Frankenheimer himself was in the midst of a long career that included several interesting “issue movies” but was much lower profile than many of his contemporaries. Yesterday’s featured director, William Friedkin, may have directed The French Connection, but Frankenheimer directed The French Connection II. Here, he effortlessly slides between perspectives in a way that contributes to our disorientation but is never actually unclear. Some of the movie’s best known scenes are the “dream sequences” where the scientist leading the brainwashing of the soldiers (Khigh Diegh) shows off his work to his superiors, who the soldiers see as eminent ladies at a meeting of the garden club. One touch I found interesting was that, when it’s a Black soldier having the memory, all the ladies he sees are Black.

Another way in which The Manchurian Candidate feels very on-point in 2020 is in its view that the two ends of the spectrum are basically the same. It is the unrepentant position of this movie that anti-Communist demagogues actually do more to help the Communists than anyone else, and must be stopped just as much. Even Frank Sinatra says so fairly directly, which seems surprisingly frank for a big studio movie in 1962. Those demagogues range from Lansbury’s conniving woman, who would take any position if it led to more power, to Gregory’s Senator Iselin, who is a dumb, bumbling fool completely under his wife’s control. In one scene that would have been as pointed as an arrow at the time, he can’t remember how many Communists he is supposed to say are currently in the State Department, then looks at a ketchup bottle. Smash cut to him yelling that there are currently 57 Communists in the state department. The message is clear: he’s pulling nonsense out of his ass, and people are just buying it because they would rather live in a world where there are Communist conspiracies in the government than in one with nuance.

The Manchurian Candidate was entirely out of circulation for 25 years, from 1963 until 1988, which may have both helped it (by creating pent up demand) and hurt it (by meaning less people saw it) in terms of its legacy. Frank Sinatra bought the rights to the movie himself, not long after its release (this was easier in the days before home video and streaming, I think). The rumor was that it was because Sinatra was worried about the movie’s content after the JFK assassination (particularly the final sequence of an attempted assassination at a party convention). In fact, according to Frankenheimer, Sinatra bought the movie because he was having a dispute about royalties with United Artists, and decided that if he wasn’t going to make money off the movie, no one would. But it is back in circulation, and available on streaming. In 2004, it even received a perfectly fine but fairly forgettable remake at the hands of Silence of the Lambs director Jonathan Demme, with Denzel Washington in the Sinatra role, Meryl Streep in the Lansbury role, and the usual very vague sinister corporate interests in the role of the communists. But honestly, just watch the 1962 version, which actually has stuff to say. It’s not as dated as you might think it is based on the one paragraph description. Probably.

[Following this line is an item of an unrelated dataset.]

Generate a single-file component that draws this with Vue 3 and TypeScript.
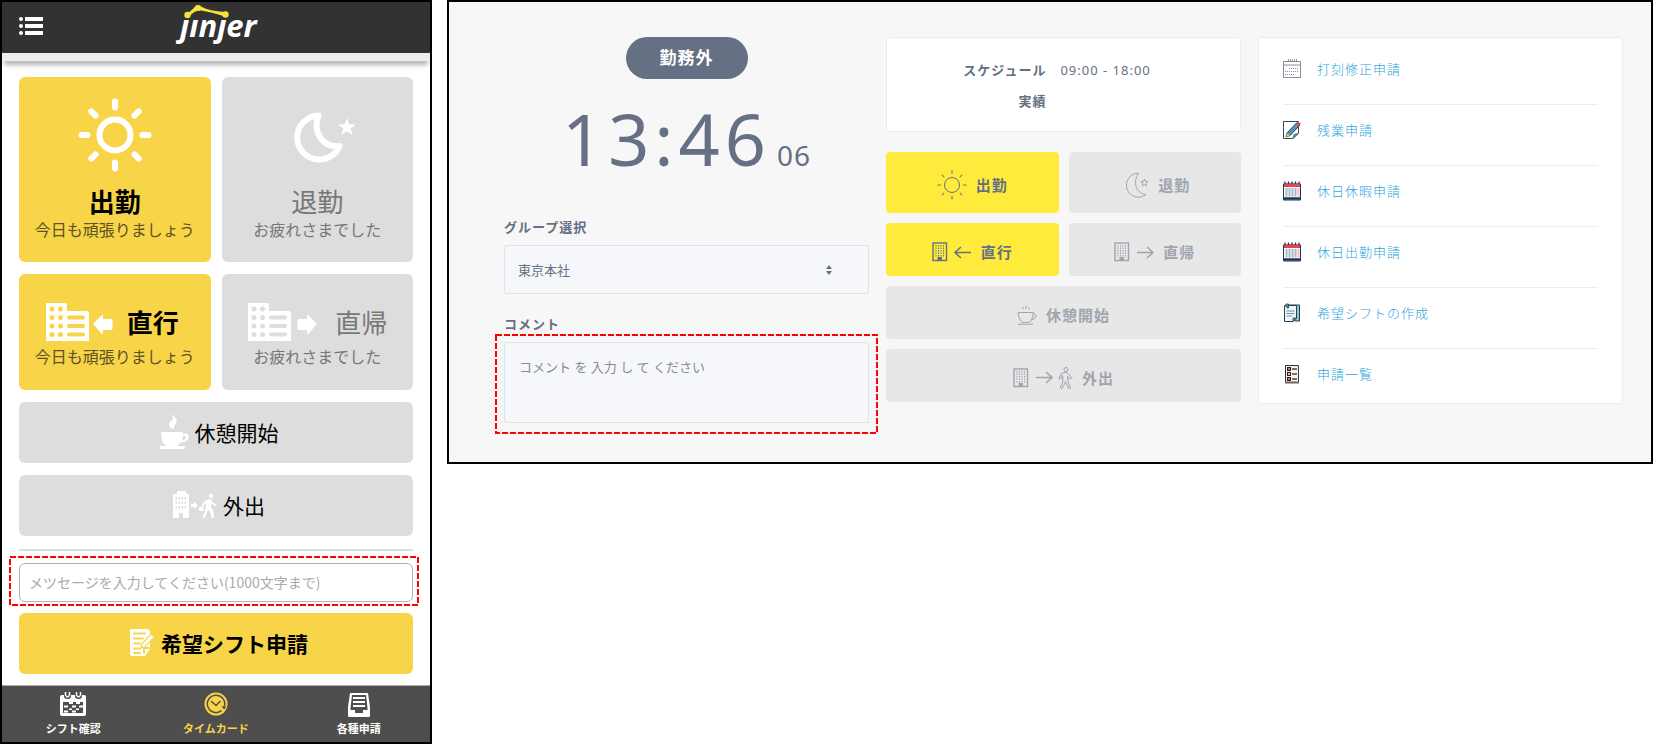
<script setup lang="ts">
import { ref } from 'vue'

interface RequestLink {
  label: string
  icon: 'board' | 'pen' | 'calendar' | 'document' | 'list'
}

const links: RequestLink[] = [
  { label: '打刻修正申請', icon: 'board' },
  { label: '残業申請', icon: 'pen' },
  { label: '休日休暇申請', icon: 'calendar' },
  { label: '休日出勤申請', icon: 'calendar' },
  { label: '希望シフトの作成', icon: 'document' },
  { label: '申請一覧', icon: 'list' },
]

const group = ref('東京本社')
const message = ref('')
const comment = ref('')
const rays = [0, 45, 90, 135, 180, 225, 270, 315]
</script>

<template>
  <div class="page">
    <section class="phone" aria-label="スマートフォン">
      <header class="phone-header">
        <button class="menu" type="button" aria-label="メニュー">
          <svg width="24" height="20" viewBox="0 0 24 20" fill="#fff">
            <g v-for="y in [1, 8, 15]" :key="y">
              <circle cx="2" :cy="y + 2" r="2" />
              <rect x="6" :y="y" width="18" height="4" />
            </g>
          </svg>
        </button>
        <svg class="logo" width="84" height="40" viewBox="0 0 84 40" role="img" aria-label="jinjer">
          <text x="6" y="33" class="logo-text">ȷınȷer</text>
          <path d="M11 10Q18 7 21.500 2Q25 0 28 3Q35 7 51 8L51 12.500Q37 8 27 6.500Q20 6 15 13Z" fill="#f5e23b" />
          <circle cx="13.500" cy="11" r="3.200" fill="#f5e23b" />
          <circle cx="24" cy="4" r="3" fill="#f5e23b" />
          <circle cx="51.500" cy="10.500" r="3.200" fill="#f5e23b" />
        </svg>
      </header>
      <div class="strip"></div>

      <main class="phone-main">
        <div class="punches">
          <button class="tile active tall" type="button">
            <svg width="76" height="76" viewBox="0 0 76 76" fill="none" stroke="#fff" stroke-width="6" stroke-linecap="round">
              <circle cx="38" cy="38" r="15.500" />
              <path v-for="r in rays" :key="r" d="M38 4.500V10.500" :transform="`rotate(${r} 38 38)`" />
            </svg>
            <strong>出勤</strong>
            <small>今日も頑張りましょう</small>
          </button>
          <button class="tile tall" type="button">
            <svg width="76" height="76" viewBox="0 0 76 76">
              <path d="M39.500 18.500A22 22 0 1 0 60.500 49C44 51 33 35 39.500 18.500Z" fill="none" stroke="#fff" stroke-width="6" stroke-linejoin="round" />
              <path d="m68 21 2.300 6.200 6.700.3-5.300 4.100 1.900 6.400-5.600-3.700-5.600 3.700 1.900-6.400-5.300-4.100 6.700-.3Z" fill="#fff" />
            </svg>
            <strong>退勤</strong>
            <small>お疲れさまでした</small>
          </button>
          <button class="tile active" type="button">
            <span class="tile-row">
              <svg width="68" height="40" viewBox="0 0 68 40">
                <path d="M1 1H20q2 0 2 2V9H42q2 0 2 2V39H1Z" fill="#fff" />
                <g class="holes">
                  <template v-for="y in [7, 15.500, 24, 32.500]" :key="y">
                    <circle cx="7" :cy="y" r="2.500" /><circle cx="15.500" :cy="y" r="2.500" />
                  </template>
                  <rect v-for="y in [13.500, 22, 30.500]" :key="y" x="22" :y="y" width="18" height="4" rx="2" />
                </g>
                <path d="m48 22 9-9q1-.6 1 1v3h8q1.500 0 1.500 1.500v8q0 1.500-1.500 1.500h-8v3q0 1.600-1 1Z" fill="#fff" />
              </svg>
              <strong>直行</strong>
            </span>
            <small>今日も頑張りましょう</small>
          </button>
          <button class="tile" type="button">
            <span class="tile-row">
              <svg width="74" height="40" viewBox="0 0 74 40">
                <path d="M1 1H20q2 0 2 2V9H42q2 0 2 2V39H1Z" fill="#fff" />
                <g class="holes">
                  <template v-for="y in [7, 15.500, 24, 32.500]" :key="y">
                    <circle cx="7" :cy="y" r="2.500" /><circle cx="15.500" :cy="y" r="2.500" />
                  </template>
                  <rect v-for="y in [13.500, 22, 30.500]" :key="y" x="22" :y="y" width="18" height="4" rx="2" />
                </g>
                <path d="m70 22-9-9q-1-.6-1 1v3h-8q-1.500 0-1.500 1.500v8q0 1.500 1.500 1.500h8v3q0 1.600 1 1Z" fill="#fff" />
              </svg>
              <strong>直帰</strong>
            </span>
            <small>お疲れさまでした</small>
          </button>
          <button class="tile bar" type="button">
            <svg width="30" height="36" viewBox="0 0 30 36" fill="#fff">
              <path d="M13 0c5 5 6 7 3.500 10-1.500 2-2 3.500-1 6-5-3-6-6-3-9.500 1.500-2 2-3.500.5-6.500Z" />
              <path d="M11 7c-2 3-1 6 2 8-1-3-1-5-2-8Z" />
              <path fill-rule="evenodd" d="M2 18H24v2q5-1.500 5.500 2 .5 6-8 6.500-1 2-3 3.500H25q1.500 0 1 2-.3 1-1.500 1H3q-3 0-2-3H7Q2 29 2 18Zm22 4-1 4.500q4-1 4-3.500-.3-2-3-1Z" />
            </svg>
            <span>休憩開始</span>
          </button>
          <button class="tile bar" type="button">
            <svg width="45" height="28" viewBox="0 0 45 28" fill="#fff">
              <path d="M5 0H14V3H17V27H11V22H7V27H1V3H5Z" />
              <g class="holes">
                <template v-for="y in [6, 10.500, 15]" :key="y">
                  <rect v-for="x in [3.500, 6.500, 9.500, 12.500]" :key="x" :x="x" :y="y" width="1.500" height="2.500" />
                </template>
              </g>
              <path d="M19 13h3v-2.500l4 4-4 4V16h-3Z" />
              <circle cx="39" cy="5" r="2.200" />
              <path d="M34 9 39 8l2 3.500 3.500 2-1 1.500-4-2-.5-1 0 4 2.500 4L42 27h-2.500l-1.500-6-2-2.500-1.500 4.500-2 4.500-2-1L33 20l1-8-2 2-1 3 1 3h-5v-4h2.500l1.500-4Z" />
            </svg>
            <span>外出</span>
          </button>
        </div>

        <hr class="divider">

        <div class="marked message">
          <input v-model="message" type="text" aria-label="メッセージ" placeholder="メツセージを入力してください(1000文字まで)">
          <svg class="marker" aria-hidden="true"><rect x="1" y="1" /></svg>
        </div>

        <button class="tile active bar shift" type="button">
          <svg width="26" height="30" viewBox="0 0 26 30">
            <path d="M2 1H18q2 0 3 2V21l-5 7H3q-2 0-2-2V2Z" fill="#fff" />
            <path d="M5 5.500H16M5 10.500H14M5 15.500H11M5 20.500H11M5 25H11M15 25V20H20" fill="none" stroke="#f8d548" stroke-width="1.800" stroke-linecap="round" />
            <path d="m12 20 1-4.500L22 6l3.500 3L16 18.500Z" fill="#fff" stroke="#f8d548" stroke-width="1.200" />
          </svg>
          <strong>希望シフト申請</strong>
        </button>
      </main>

      <nav class="tabs" aria-label="メイン">
        <a href="#shift">
          <svg width="26" height="24" viewBox="0 0 26 24">
            <path d="M2 3H24q2 0 2 2V22q0 2-2 2H2q-2 0-2-2V5Q0 3 2 3Z" fill="#fff" />
            <g fill="#4e4e4e">
              <rect x="4" y="0" width="7" height="7" rx="3" /><rect x="15" y="0" width="7" height="7" rx="3" />
              <path d="M3 10H23V21H3Z" />
            </g>
            <path d="M9 10h4v2H9zM16 10h4v2h-4zM4 13.500h4v2H4zM12 13.500h4v2h-4zM19 13.500h4v2h-4zM9 16.500h3v1.500H9zM16 16.500h3v1.500h-3zM4 18.500h4v2H4zM12 18.500h4v2h-4z" fill="#fff" />
            <path d="M5.500 0V3Q7.500 7 9.500 3V0M16.500 0V3Q18.500 7 20.500 3V0" fill="none" stroke="#fff" stroke-width="1.500" />
          </svg>
          <span>シフト確認</span>
        </a>
        <a href="#timecard" class="current" aria-current="page">
          <svg width="24" height="24" viewBox="0 0 24 24">
            <circle cx="12" cy="12" r="11.500" fill="#f8d548" />
            <path d="M20.500 14A8.700 8.700 0 1 0 17.500 18.700M7 9 12 13.500 16.500 9" fill="none" stroke="#4e4e4e" stroke-width="1.500" />
            <path d="m17.500 14 5 .5-2.500 3Z" fill="#4e4e4e" />
          </svg>
          <span>タイムカード</span>
        </a>
        <a href="#requests">
          <svg width="24" height="26" viewBox="0 0 24 26">
            <path d="M3 1H21L23 15V24q0 1-1 1H2q-1 0-1-1V15Z" fill="#fff" />
            <path d="M5 3H19L20.500 16V18H16V21H8V18H3.500V16Z" fill="#4e4e4e" />
            <path d="M6 6H18M6 10H18M6 14H18" stroke="#fff" stroke-width="2" />
          </svg>
          <span>各種申請</span>
        </a>
      </nav>
    </section>

    <section class="desk" aria-label="打刻">
      <div class="status">
        <p class="pill">勤務外</p>
        <p class="clock"><span class="time">13:46</span><span class="seconds">06</span></p>
        <label for="group">グループ選択</label>
        <div class="select-box">
          <select id="group" v-model="group">
            <option>東京本社</option>
          </select>
          <svg class="sort" width="6" height="10" viewBox="0 0 6 10" fill="#657084" aria-hidden="true">
            <path d="M0 4 3 0 6 4ZM0 6 3 10 6 6Z" />
          </svg>
        </div>
        <label for="comment">コメント</label>
        <div class="marked comment">
          <textarea id="comment" v-model="comment" placeholder="コメント を 入力 し て ください"></textarea>
          <svg class="marker" aria-hidden="true"><rect x="1" y="1" /></svg>
        </div>
      </div>

      <div class="actions">
        <dl class="schedule">
          <dt>スケジュール</dt><dd>09:00 - 18:00</dd>
          <dt>実績</dt><dd></dd>
        </dl>
        <div class="action-grid">
          <button class="action go tall" type="button">
            <svg width="30" height="30" viewBox="0 0 30 30" class="line">
              <circle cx="15" cy="15" r="7.500" />
              <path v-for="r in rays" :key="r" d="M15 .5V4" :transform="`rotate(${r} 15 15)`" />
            </svg>
            <span>出勤</span>
          </button>
          <button class="action tall" type="button">
            <svg width="30" height="26" viewBox="-7 0 30 26" class="line">
              <path d="M12.500 1.200A12 12 0 1 0 20 22.500C11 22 6 11 12.500 1.200Z" />
              <path d="m18.500 7 .9 2.300 2.600.3-2 1.700.6 2.600-2.100-1.400-2.200 1.400.6-2.600-2-1.700 2.600-.3Z" />
            </svg>
            <span>退勤</span>
          </button>
          <button class="action go" type="button">
            <svg width="40" height="20" viewBox="0 0 40 20" class="line">
              <rect x="1" y="1" width="13.500" height="17.500" stroke-width="1.400" />
              <path d="M4 3V15M6.500 3V15M9 3V15M11.500 3V15" stroke-dasharray="1.500 1" />
              <rect x="6" y="15.500" width="3.500" height="3" fill="currentColor" />
              <path d="M39 10.500H23M29 5 23 10.500 29 16" stroke-width="1.500" />
            </svg>
            <span>直行</span>
          </button>
          <button class="action" type="button">
            <svg width="40" height="20" viewBox="0 0 40 20" class="line">
              <rect x="1" y="1" width="13.500" height="17.500" stroke-width="1.400" />
              <path d="M4 3V15M6.500 3V15M9 3V15M11.500 3V15" stroke-dasharray="1.500 1" />
              <rect x="6" y="15.500" width="3.500" height="3" fill="currentColor" />
              <path d="M23 10.500H39M33 5 39 10.500 33 16" stroke-width="1.500" />
            </svg>
            <span>直帰</span>
          </button>
          <button class="action wide" type="button">
            <svg width="20" height="20" viewBox="0 0 20 20" class="line">
              <path d="M1 7.500H16.500Q16 14 12.500 17.500H5Q1.500 14 1 7.500ZM16 9.500Q19 8 19 11 18.500 14 14.500 15M1 19.300H16M6 4.500V2M9 4V.5M12 4.500V2" />
            </svg>
            <span>休憩開始</span>
          </button>
          <button class="action wide" type="button">
            <svg width="60" height="24" viewBox="0 0 60 24" class="line">
              <rect x="1" y="3" width="13.500" height="17.500" stroke-width="1.400" />
              <path d="M4 5V17M6.500 5V17M9 5V17M11.500 5V17" stroke-dasharray="1.500 1" />
              <rect x="6" y="17.500" width="3.500" height="3" fill="currentColor" />
              <path d="M23 11.500H39M33 6 39 11.500 33 17" stroke-width="1.500" />
              <circle cx="53" cy="3.500" r="2" />
              <path d="M51 6.500 48 8 46 12.500 47.500 13 49.500 9.500 50 13 49.500 17 47 21.500 49 22.500 51.500 18 52.500 15.500 55.500 22.500 57.500 22 55 15 54.500 10.500 58 13 59 11.500 55.500 8 53.500 6.500Z" />
            </svg>
            <span>外出</span>
          </button>
        </div>
      </div>

      <ul class="links">
        <li v-for="link in links" :key="link.label">
          <svg width="18" height="20" viewBox="0 0 18 20" aria-hidden="true">
            <g v-if="link.icon === 'board'" fill="none" stroke="#8b8f9b">
              <rect x=".5" y="2.500" width="17" height="16" />
              <path d="M0 6H18" />
              <path d="M5 1.500H14" stroke-width="2.500" stroke-dasharray="1 1" />
              <path d="M6 9.500H16M2 12.500H16M2 15.500H12" stroke-dasharray="1 1" />
            </g>
            <g v-else-if="link.icon === 'pen'">
              <path d="M.5 1.500H15.500V13L10 18.500H.5Z" fill="#fff" stroke="#2a4b66" />
              <path d="M10 18.500 11 14.500 15 13.500Z" fill="#58b8b0" stroke="#2a4b66" stroke-width=".7" />
              <path d="m3 17 1-4L14 2.500l3 2.500L7 15.500Z" fill="#5b8fc0" stroke="#223c55" />
              <path d="m13 3.500 2-2 3 2.500-2 2Z" fill="#e4434c" />
              <path d="m3 17 1-4 3 2.500Z" fill="#f0bd5b" />
            </g>
            <g v-else-if="link.icon === 'calendar'">
              <path d="M.5 3H17.500V19H.5Z" fill="#fff" stroke="#1c3a57" />
              <path d="M1 2.500H17V6H1Z" fill="#e0484d" />
              <path d="M2 3V.5M5.500 3V.5M9 3V.5M12.500 3V.5M16 3V.5" stroke="#1c3a57" stroke-width="1.300" />
              <path d="M3.500 7V15.500M6.500 7V15.500M9.500 7V15.500M12.500 7V15.500" stroke="#aab8c8" stroke-width="2" />
              <path d="M15.500 7V15.500" stroke="#f7b9b9" stroke-width="2" />
              <path d="M0 17.500H18" stroke="#1c3a57" stroke-width="2.500" />
            </g>
            <g v-else-if="link.icon === 'document'">
              <path d="M4 2H16.500V18H12Z" fill="#8ccdca" stroke="#243e54" />
              <path d="M1.500 2.500H13.500V15L10 18.500H1.500Z" fill="#eef6f8" stroke="#243e54" />
              <path d="M3.500 8H11.500M3.500 10.500H11.500M3.500 13H9" stroke="#7b8e9f" stroke-width="1.200" />
              <path d="M3 4V1H5.500V5H4V3M10 18.500V15H13.500Z" fill="#58aaa8" stroke="#243e54" stroke-width=".8" />
            </g>
            <g v-else>
              <path d="M2.500 1.500H15.500V18.500H2.500Z" fill="#fbf4e6" stroke="#343434" />
              <path d="M2 18.500H16" stroke="#666" stroke-width="2" />
              <path d="M4 3h4v4H4zM4 8h4v4H4zM4 13h4v4H4z" fill="#222" />
              <path d="M5 4h2v2H5zM5 14h2v2H5z" fill="#f06b55" />
              <path d="M5 9h2v2H5z" fill="#ccc" />
              <path d="M9 5H14M9 10H14M9 15H14" stroke="#444" stroke-width="1.300" />
            </g>
          </svg>
          <a href="#request">{{ link.label }}</a>
        </li>
      </ul>
    </section>
  </div>
</template>

<style>
body {
  margin: 0;
  background: #fff;
}
</style>

<style scoped>
* {
  box-sizing: border-box;
}

.page {
  display: grid;
  grid-template-columns: 432fr 1206fr;
  gap: 15px;
  align-items: start;
  font-family: "Noto Sans", "Noto Sans CJK JP", sans-serif;
  color: #657084;
}

button {
  border: 0;
  padding: 0;
  font-family: inherit;
  cursor: pointer;
}

svg {
  flex: none;
}

/* Smartphone screen */
.phone {
  border: 2px solid #000;
  background: #fff;
  font-family: "Noto Sans CJK JP", sans-serif;
}

.phone-header {
  display: grid;
  grid-template-columns: 1fr auto 1fr;
  align-items: center;
  height: 51px;
  background: #323232;
}

.menu {
  justify-self: start;
  display: flex;
  margin: 0 0 4px 17px;
  background: none;
}

.logo {
  margin-bottom: 8px;
  overflow: visible;
}

.logo-text {
  font: italic 700 31px "Open Sans", "Noto Sans", sans-serif;
  fill: #fff;
}

.strip {
  height: 8px;
  background: #eee;
  box-shadow: 0 5px 5px -2px rgba(0, 0, 0, 0.45);
}

.phone-main {
  padding: 16px 17px 11px;
}

.punches {
  display: grid;
  grid-template-columns: 1fr 1fr;
  gap: 12px 11px;
}

.tile {
  display: flex;
  flex-direction: column;
  align-items: center;
  min-height: 116px;
  padding-top: 28px;
  border-radius: 6px;
  background: #ddd;
  color: #777;
  font-size: 26px;
  line-height: 40px;
}

.tile.tall {
  min-height: 185px;
  padding-top: 20px;
}

.tile.tall strong {
  margin-top: 8px;
  line-height: 39px;
}

.tile strong {
  font-weight: 400;
}

.tile small {
  font-size: 16px;
  line-height: 18px;
}

.tile > .tile-row + small {
  margin-top: 5px;
}

.tile.active {
  background: #f8d548;
  color: #000;
}

.tile.active strong {
  font-weight: 700;
}

.tile.active small {
  color: #5d5226;
}

.tile-row {
  display: flex;
  align-items: center;
  gap: 14px;
}

.active .tile-row {
  padding-right: 6px;
}

.holes {
  fill: #ddd;
}

.active .holes {
  fill: #f8d548;
}

.tile.bar {
  grid-column: 1 / -1;
  flex-direction: row;
  justify-content: center;
  gap: 6px;
  width: 100%;
  min-height: 61px;
  padding: 0 0 2px 5px;
  color: #000;
  font-size: 21px;
}

.divider {
  height: 2px;
  margin: 13px 0 12px;
  border: 0;
  background: #ddd;
}

.marked {
  position: relative;
}

.marker {
  position: absolute;
  pointer-events: none;
}

.marker rect {
  width: calc(100% - 2px);
  height: calc(100% - 2px);
  fill: none;
  stroke: #f00;
  stroke-width: 2px;
  stroke-dasharray: 6 2;
}

.message .marker {
  top: -7px;
  left: -10px;
  width: calc(100% + 16px);
  height: calc(100% + 11px);
}

.message input {
  display: block;
  width: 100%;
  height: 39px;
  padding: 0 9px 2px;
  border: 1px solid #b3b3b3;
  border-radius: 6px;
  background: #fff;
  font-family: inherit;
  font-size: 14px;
}

.message input::placeholder {
  color: #aaa;
}

.shift {
  margin-top: 11px;
}

.tabs {
  display: grid;
  grid-template-columns: repeat(3, 1fr);
  border-top: 1px solid #aaa;
  background: #4e4e4e;
}

.tabs a {
  display: flex;
  flex-direction: column;
  align-items: center;
  justify-content: space-between;
  height: 56px;
  padding: 6px 0;
  color: #fff;
  font-size: 11px;
  font-weight: 700;
  line-height: 16px;
  text-decoration: none;
}

.tabs .current {
  color: #f8d548;
}

/* Desktop screen */
.desk {
  display: grid;
  grid-template-columns: 365fr 355fr 365fr;
  gap: 17px;
  align-items: start;
  padding: 35px 28px 39px 55px;
  border: 2px solid #000;
  background: #f7f7f7;
  font-size: 13px;
  letter-spacing: 1px;
}

.status {
  display: flex;
  flex-direction: column;
}

.pill {
  align-self: center;
  margin: 0;
  padding: 0 34px;
  border-radius: 21px;
  background: #657084;
  color: #fff;
  font-size: 17px;
  font-weight: 700;
  line-height: 42px;
}

.clock {
  display: flex;
  align-items: baseline;
  justify-content: center;
  gap: 6px;
  margin: 11px 0 14px;
  line-height: 96px;
}

.time {
  font-size: 72px;
  letter-spacing: 5px;
}

.seconds {
  font-size: 28px;
}

.status label {
  margin-bottom: 8px;
  font-weight: 700;
  line-height: 20px;
}

.select-box {
  position: relative;
  margin-bottom: 20px;
}

select,
textarea {
  display: block;
  width: 100%;
  border: 1px solid #dfe3ec;
  border-radius: 2px;
  background: #f5f7fb;
  color: #657084;
  font-family: inherit;
  font-size: 13px;
}

select {
  appearance: none;
  height: 49px;
  padding: 0 13px;
}

.sort {
  position: absolute;
  top: 20px;
  right: 37px;
  pointer-events: none;
}

textarea {
  height: 81px;
  padding: 14px;
  line-height: 20px;
  letter-spacing: 0;
  resize: none;
}

textarea::placeholder {
  color: #858a92;
}

.comment .marker {
  top: -8px;
  left: -9px;
  width: calc(100% + 18px);
  height: calc(100% + 19px);
}

.schedule {
  display: grid;
  grid-template-columns: 166fr 187fr;
  gap: 11px 14px;
  margin: 0 0 20px;
  padding: 22px 0 20px;
  border: 1px solid #ececec;
  border-radius: 3px;
  background: #fff;
  line-height: 20px;
}

.schedule dt {
  font-weight: 700;
  text-align: right;
}

.schedule dd {
  margin: 0;
}

.action-grid {
  display: grid;
  grid-template-columns: 1fr 1fr;
  gap: 10px;
}

.action {
  display: flex;
  align-items: center;
  justify-content: center;
  gap: 9px;
  min-height: 53px;
  padding-top: 4px;
  border-radius: 4px;
  background: #e7e7e7;
  color: #a0a4af;
  font-size: 15px;
  font-weight: 700;
  letter-spacing: 1px;
}

.action.tall {
  min-height: 61px;
}

.action.wide {
  grid-column: 1 / -1;
}

.action.go {
  background: #ffeb3b;
  color: #657084;
}

.line {
  fill: none;
  stroke: currentColor;
}

.links {
  margin: 0;
  padding: 6px 24px 0;
  border: 1px solid #ececec;
  border-radius: 3px;
  background: #fff;
  list-style: none;
}

.links li {
  display: flex;
  gap: 16px;
  padding: 15px 0 25px;
  border-bottom: 1px solid #ececec;
  line-height: 20px;
}

.links li:last-child {
  padding-bottom: 19px;
  border-bottom: 0;
}

.links a {
  color: #2ea6de;
  font-weight: 300;
  text-decoration: none;
}
</style>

A final word here on Leslie Parrish, who plays Shaw’s extremely sexy, but doomed, love interest Jocelyn. She is a very interesting Wikipedia dive. Not long after this movie, she went into politics and basically started the presidential campaign of a little known senator named Eugene McCarthy. After McCarthy was essentially shut out of the 1968 Democratic Convention, she apparently had some involvement in the riots that took place outside. In 1973 she ran Tom Bradley’s successful campaign to become the first Black mayor of Los Angeles. In 1974 she started a public TV operation to cover civic events that eventually turned into C-SPAN. All through this, she kept making acting appearances. Also in 1973, she was Associate Producer of Jonathan Livingston Seagull, during the production of which it was somehow her job to “care for the film’s real-life seagulls inside her room at the Holiday Inn.” She went on to marry to author of the book, Richard Bach, and helped start multiple wildlife sanctuaries.